--- Start of Data ---
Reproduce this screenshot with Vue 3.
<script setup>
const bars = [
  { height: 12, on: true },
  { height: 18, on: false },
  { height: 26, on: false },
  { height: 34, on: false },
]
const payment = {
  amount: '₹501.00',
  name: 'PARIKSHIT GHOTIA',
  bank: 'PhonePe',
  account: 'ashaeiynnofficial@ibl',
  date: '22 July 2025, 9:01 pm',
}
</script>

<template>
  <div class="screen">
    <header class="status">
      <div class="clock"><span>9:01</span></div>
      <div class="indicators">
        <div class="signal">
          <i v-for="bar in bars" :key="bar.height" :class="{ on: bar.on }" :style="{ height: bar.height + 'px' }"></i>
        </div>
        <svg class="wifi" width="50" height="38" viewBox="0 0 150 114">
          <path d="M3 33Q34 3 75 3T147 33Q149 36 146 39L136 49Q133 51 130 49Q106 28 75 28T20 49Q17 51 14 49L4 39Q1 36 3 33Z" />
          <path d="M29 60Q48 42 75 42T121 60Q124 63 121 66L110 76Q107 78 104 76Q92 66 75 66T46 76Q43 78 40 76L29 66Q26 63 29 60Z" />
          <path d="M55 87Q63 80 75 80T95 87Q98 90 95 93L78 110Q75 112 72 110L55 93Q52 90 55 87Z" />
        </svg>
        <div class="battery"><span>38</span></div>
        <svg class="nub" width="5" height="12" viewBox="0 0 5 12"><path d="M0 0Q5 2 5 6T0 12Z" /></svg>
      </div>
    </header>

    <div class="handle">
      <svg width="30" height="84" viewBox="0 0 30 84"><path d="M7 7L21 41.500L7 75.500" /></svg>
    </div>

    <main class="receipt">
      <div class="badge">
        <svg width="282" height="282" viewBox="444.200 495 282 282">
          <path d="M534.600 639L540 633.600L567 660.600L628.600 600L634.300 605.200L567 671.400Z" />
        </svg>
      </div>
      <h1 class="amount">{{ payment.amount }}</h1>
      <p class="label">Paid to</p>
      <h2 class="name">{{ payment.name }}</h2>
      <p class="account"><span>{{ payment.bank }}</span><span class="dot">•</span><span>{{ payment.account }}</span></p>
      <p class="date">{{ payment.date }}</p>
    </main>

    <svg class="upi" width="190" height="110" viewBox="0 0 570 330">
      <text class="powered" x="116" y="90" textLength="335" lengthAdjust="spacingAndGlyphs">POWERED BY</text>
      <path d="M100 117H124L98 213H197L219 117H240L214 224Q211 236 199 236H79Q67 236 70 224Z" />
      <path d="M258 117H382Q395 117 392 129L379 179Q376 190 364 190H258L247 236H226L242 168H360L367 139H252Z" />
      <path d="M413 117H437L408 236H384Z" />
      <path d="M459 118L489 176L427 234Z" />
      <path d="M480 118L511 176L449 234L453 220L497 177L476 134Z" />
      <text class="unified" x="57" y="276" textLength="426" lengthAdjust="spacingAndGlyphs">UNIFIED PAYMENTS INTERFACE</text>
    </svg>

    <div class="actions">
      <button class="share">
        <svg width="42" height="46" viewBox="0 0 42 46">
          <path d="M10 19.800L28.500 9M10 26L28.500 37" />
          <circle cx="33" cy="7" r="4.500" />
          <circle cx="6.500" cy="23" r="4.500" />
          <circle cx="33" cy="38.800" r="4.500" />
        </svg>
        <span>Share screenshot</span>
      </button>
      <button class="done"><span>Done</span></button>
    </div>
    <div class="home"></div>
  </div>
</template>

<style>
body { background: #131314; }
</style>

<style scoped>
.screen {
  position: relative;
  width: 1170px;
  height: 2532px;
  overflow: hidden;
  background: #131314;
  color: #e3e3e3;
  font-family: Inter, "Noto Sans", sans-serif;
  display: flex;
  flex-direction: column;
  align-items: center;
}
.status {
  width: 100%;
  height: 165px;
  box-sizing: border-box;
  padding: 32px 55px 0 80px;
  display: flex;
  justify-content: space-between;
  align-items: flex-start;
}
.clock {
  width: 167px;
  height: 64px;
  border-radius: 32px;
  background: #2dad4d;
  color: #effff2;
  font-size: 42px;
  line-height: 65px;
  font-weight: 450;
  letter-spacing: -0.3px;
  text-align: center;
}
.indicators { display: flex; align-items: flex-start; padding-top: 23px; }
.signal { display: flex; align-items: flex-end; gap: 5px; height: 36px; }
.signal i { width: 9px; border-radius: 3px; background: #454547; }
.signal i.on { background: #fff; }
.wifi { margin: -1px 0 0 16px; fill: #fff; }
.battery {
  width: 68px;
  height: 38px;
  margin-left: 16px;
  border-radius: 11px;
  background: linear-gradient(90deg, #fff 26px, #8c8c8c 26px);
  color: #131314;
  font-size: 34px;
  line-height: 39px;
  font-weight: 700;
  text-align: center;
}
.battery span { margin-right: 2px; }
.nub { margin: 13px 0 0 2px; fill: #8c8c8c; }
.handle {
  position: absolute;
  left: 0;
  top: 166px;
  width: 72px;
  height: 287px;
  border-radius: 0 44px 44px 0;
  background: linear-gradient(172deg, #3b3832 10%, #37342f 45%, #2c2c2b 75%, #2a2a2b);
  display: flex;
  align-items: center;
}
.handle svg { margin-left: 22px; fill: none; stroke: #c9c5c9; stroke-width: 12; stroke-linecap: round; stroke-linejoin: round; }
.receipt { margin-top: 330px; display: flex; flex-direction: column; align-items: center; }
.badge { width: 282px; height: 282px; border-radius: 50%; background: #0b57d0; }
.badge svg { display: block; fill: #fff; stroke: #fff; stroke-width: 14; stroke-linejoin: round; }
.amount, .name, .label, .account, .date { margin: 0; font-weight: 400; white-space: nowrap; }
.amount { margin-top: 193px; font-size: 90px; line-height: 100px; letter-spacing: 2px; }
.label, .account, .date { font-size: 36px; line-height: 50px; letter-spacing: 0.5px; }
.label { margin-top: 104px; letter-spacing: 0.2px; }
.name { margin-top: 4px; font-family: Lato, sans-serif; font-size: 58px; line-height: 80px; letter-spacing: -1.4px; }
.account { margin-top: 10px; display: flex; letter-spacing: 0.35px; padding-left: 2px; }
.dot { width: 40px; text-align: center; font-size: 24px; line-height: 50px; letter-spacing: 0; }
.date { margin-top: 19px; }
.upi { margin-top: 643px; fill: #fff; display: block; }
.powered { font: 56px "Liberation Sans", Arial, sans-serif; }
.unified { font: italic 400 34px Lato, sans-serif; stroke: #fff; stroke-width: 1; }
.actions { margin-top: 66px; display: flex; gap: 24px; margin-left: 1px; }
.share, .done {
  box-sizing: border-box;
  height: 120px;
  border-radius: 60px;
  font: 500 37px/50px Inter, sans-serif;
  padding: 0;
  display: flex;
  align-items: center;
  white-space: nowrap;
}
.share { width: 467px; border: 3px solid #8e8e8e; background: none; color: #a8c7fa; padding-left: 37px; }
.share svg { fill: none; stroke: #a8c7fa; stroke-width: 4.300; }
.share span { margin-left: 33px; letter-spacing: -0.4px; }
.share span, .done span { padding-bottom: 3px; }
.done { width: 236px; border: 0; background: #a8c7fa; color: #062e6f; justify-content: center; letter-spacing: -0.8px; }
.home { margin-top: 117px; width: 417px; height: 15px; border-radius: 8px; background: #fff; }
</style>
--- End of Data ---
Give back the whole listing, word for word.

Reproduce this screenshot with Vue 3.
<script setup>
const bars = [
  { height: 12, on: true },
  { height: 18, on: false },
  { height: 26, on: false },
  { height: 34, on: false },
]
const payment = {
  amount: '₹501.00',
  name: 'PARIKSHIT GHOTIA',
  bank: 'PhonePe',
  account: 'ashaeiynnofficial@ibl',
  date: '22 July 2025, 9:01 pm',
}
</script>

<template>
  <div class="screen">
    <header class="status">
      <div class="clock"><span>9:01</span></div>
      <div class="indicators">
        <div class="signal">
          <i v-for="bar in bars" :key="bar.height" :class="{ on: bar.on }" :style="{ height: bar.height + 'px' }"></i>
        </div>
        <svg class="wifi" width="50" height="38" viewBox="0 0 150 114">
          <path d="M3 33Q34 3 75 3T147 33Q149 36 146 39L136 49Q133 51 130 49Q106 28 75 28T20 49Q17 51 14 49L4 39Q1 36 3 33Z" />
          <path d="M29 60Q48 42 75 42T121 60Q124 63 121 66L110 76Q107 78 104 76Q92 66 75 66T46 76Q43 78 40 76L29 66Q26 63 29 60Z" />
          <path d="M55 87Q63 80 75 80T95 87Q98 90 95 93L78 110Q75 112 72 110L55 93Q52 90 55 87Z" />
        </svg>
        <div class="battery"><span>38</span></div>
        <svg class="nub" width="5" height="12" viewBox="0 0 5 12"><path d="M0 0Q5 2 5 6T0 12Z" /></svg>
      </div>
    </header>

    <div class="handle">
      <svg width="30" height="84" viewBox="0 0 30 84"><path d="M7 7L21 41.500L7 75.500" /></svg>
    </div>

    <main class="receipt">
      <div class="badge">
        <svg width="282" height="282" viewBox="444.200 495 282 282">
          <path d="M534.600 639L540 633.600L567 660.600L628.600 600L634.300 605.200L567 671.400Z" />
        </svg>
      </div>
      <h1 class="amount">{{ payment.amount }}</h1>
      <p class="label">Paid to</p>
      <h2 class="name">{{ payment.name }}</h2>
      <p class="account"><span>{{ payment.bank }}</span><span class="dot">•</span><span>{{ payment.account }}</span></p>
      <p class="date">{{ payment.date }}</p>
    </main>

    <svg class="upi" width="190" height="110" viewBox="0 0 570 330">
      <text class="powered" x="116" y="90" textLength="335" lengthAdjust="spacingAndGlyphs">POWERED BY</text>
      <path d="M100 117H124L98 213H197L219 117H240L214 224Q211 236 199 236H79Q67 236 70 224Z" />
      <path d="M258 117H382Q395 117 392 129L379 179Q376 190 364 190H258L247 236H226L242 168H360L367 139H252Z" />
      <path d="M413 117H437L408 236H384Z" />
      <path d="M459 118L489 176L427 234Z" />
      <path d="M480 118L511 176L449 234L453 220L497 177L476 134Z" />
      <text class="unified" x="57" y="276" textLength="426" lengthAdjust="spacingAndGlyphs">UNIFIED PAYMENTS INTERFACE</text>
    </svg>

    <div class="actions">
      <button class="share">
        <svg width="42" height="46" viewBox="0 0 42 46">
          <path d="M10 19.800L28.500 9M10 26L28.500 37" />
          <circle cx="33" cy="7" r="4.500" />
          <circle cx="6.500" cy="23" r="4.500" />
          <circle cx="33" cy="38.800" r="4.500" />
        </svg>
        <span>Share screenshot</span>
      </button>
      <button class="done"><span>Done</span></button>
    </div>
    <div class="home"></div>
  </div>
</template>

<style>
body { background: #131314; }
</style>

<style scoped>
.screen {
  position: relative;
  width: 1170px;
  height: 2532px;
  overflow: hidden;
  background: #131314;
  color: #e3e3e3;
  font-family: Inter, "Noto Sans", sans-serif;
  display: flex;
  flex-direction: column;
  align-items: center;
}
.status {
  width: 100%;
  height: 165px;
  box-sizing: border-box;
  padding: 32px 55px 0 80px;
  display: flex;
  justify-content: space-between;
  align-items: flex-start;
}
.clock {
  width: 167px;
  height: 64px;
  border-radius: 32px;
  background: #2dad4d;
  color: #effff2;
  font-size: 42px;
  line-height: 65px;
  font-weight: 450;
  letter-spacing: -0.3px;
  text-align: center;
}
.indicators { display: flex; align-items: flex-start; padding-top: 23px; }
.signal { display: flex; align-items: flex-end; gap: 5px; height: 36px; }
.signal i { width: 9px; border-radius: 3px; background: #454547; }
.signal i.on { background: #fff; }
.wifi { margin: -1px 0 0 16px; fill: #fff; }
.battery {
  width: 68px;
  height: 38px;
  margin-left: 16px;
  border-radius: 11px;
  background: linear-gradient(90deg, #fff 26px, #8c8c8c 26px);
  color: #131314;
  font-size: 34px;
  line-height: 39px;
  font-weight: 700;
  text-align: center;
}
.battery span { margin-right: 2px; }
.nub { margin: 13px 0 0 2px; fill: #8c8c8c; }
.handle {
  position: absolute;
  left: 0;
  top: 166px;
  width: 72px;
  height: 287px;
  border-radius: 0 44px 44px 0;
  background: linear-gradient(172deg, #3b3832 10%, #37342f 45%, #2c2c2b 75%, #2a2a2b);
  display: flex;
  align-items: center;
}
.handle svg { margin-left: 22px; fill: none; stroke: #c9c5c9; stroke-width: 12; stroke-linecap: round; stroke-linejoin: round; }
.receipt { margin-top: 330px; display: flex; flex-direction: column; align-items: center; }
.badge { width: 282px; height: 282px; border-radius: 50%; background: #0b57d0; }
.badge svg { display: block; fill: #fff; stroke: #fff; stroke-width: 14; stroke-linejoin: round; }
.amount, .name, .label, .account, .date { margin: 0; font-weight: 400; white-space: nowrap; }
.amount { margin-top: 193px; font-size: 90px; line-height: 100px; letter-spacing: 2px; }
.label, .account, .date { font-size: 36px; line-height: 50px; letter-spacing: 0.5px; }
.label { margin-top: 104px; letter-spacing: 0.2px; }
.name { margin-top: 4px; font-family: Lato, sans-serif; font-size: 58px; line-height: 80px; letter-spacing: -1.4px; }
.account { margin-top: 10px; display: flex; letter-spacing: 0.35px; padding-left: 2px; }
.dot { width: 40px; text-align: center; font-size: 24px; line-height: 50px; letter-spacing: 0; }
.date { margin-top: 19px; }
.upi { margin-top: 643px; fill: #fff; display: block; }
.powered { font: 56px "Liberation Sans", Arial, sans-serif; }
.unified { font: italic 400 34px Lato, sans-serif; stroke: #fff; stroke-width: 1; }
.actions { margin-top: 66px; display: flex; gap: 24px; margin-left: 1px; }
.share, .done {
  box-sizing: border-box;
  height: 120px;
  border-radius: 60px;
  font: 500 37px/50px Inter, sans-serif;
  padding: 0;
  display: flex;
  align-items: center;
  white-space: nowrap;
}
.share { width: 467px; border: 3px solid #8e8e8e; background: none; color: #a8c7fa; padding-left: 37px; }
.share svg { fill: none; stroke: #a8c7fa; stroke-width: 4.300; }
.share span { margin-left: 33px; letter-spacing: -0.4px; }
.share span, .done span { padding-bottom: 3px; }
.done { width: 236px; border: 0; background: #a8c7fa; color: #062e6f; justify-content: center; letter-spacing: -0.8px; }
.home { margin-top: 117px; width: 417px; height: 15px; border-radius: 8px; background: #fff; }
</style>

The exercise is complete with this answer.